Valor do novo Fundeb também é usado na construção de garagem milionária
De acordo com o novo Fundeb, 70% dos recursos devem ser empregados na remuneração dos servidores da educação, enquanto os 30% restantes devem ser empregados em custeio de materiais didáticos, equipamentos para a escola, entre outros custos considerados despesas de manutenção e desenvolvimento do ensino.
Há, entretanto, relatos de municípios que empregaram parte desse valor em finalidades controversas. Essa é a situação de Alpinópolis, em Minas Gerais. Um projeto de lei de autoria do prefeito Rafael Freire (PSB) aprovado pela Câmara de Vereadores autorizou o emprego de aproximadamente R$ 1 milhão na construção de uma garagem para apenas dez veículos da secretaria de Educação com recursos oriundos do Fundeb.

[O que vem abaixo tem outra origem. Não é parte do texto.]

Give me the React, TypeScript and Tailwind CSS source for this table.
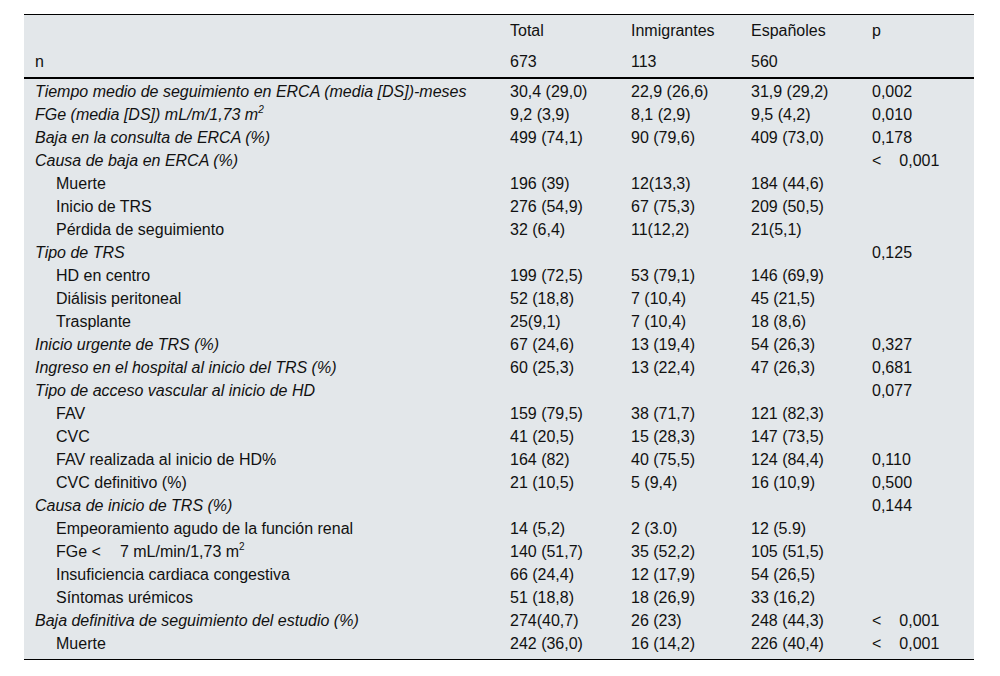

“O valor é absurdo para a construção de um barracão para guardar os dez veículos da Educação do município de Alpinópolis”, disse à Gazeta do Povo um docente da cidade mineira que preferiu não se identificar. “Esse dinheiro poderia ter sido utilizado para melhorar a estrutura das escolas, mas não houve planejamento para que esse quase um milhão de reais fosse investido diretamente nas escolas. Um descaso com a comunidade escolar”, prossegue.
Diante da má repercussão, em 29 de dezembro foi votada nova lei reduzindo o valor destinado à construção da garagem de R$ 1 milhão para R$ 800 mil - o que representa uma redução de apenas 20% do valor inicial.
“A lei mudou em termos de expansão do gasto e expansão dos profissionais que podem receber dinheiro, mas a lista do tipo de despesa permanece a mesma desde 1996, não foi mudada com a legislação atual”, diz Ilona, citando que os artigos 70 e 71 da Lei de Diretrizes e Bases da Educação Nacional (LDB) vedam esse tipo de aplicação dos recursos.
“Esse tipo de situação ocorrida em Alpinópolis está completamente fora do que é permitido, e se o município for sorteado na avaliação, que todo ano é feito por sorteio, o prefeito vai ter que se explicar. Esse é apenas um exemplo do que não fazer com o dinheiro do Fundeb”, pontua Ilona.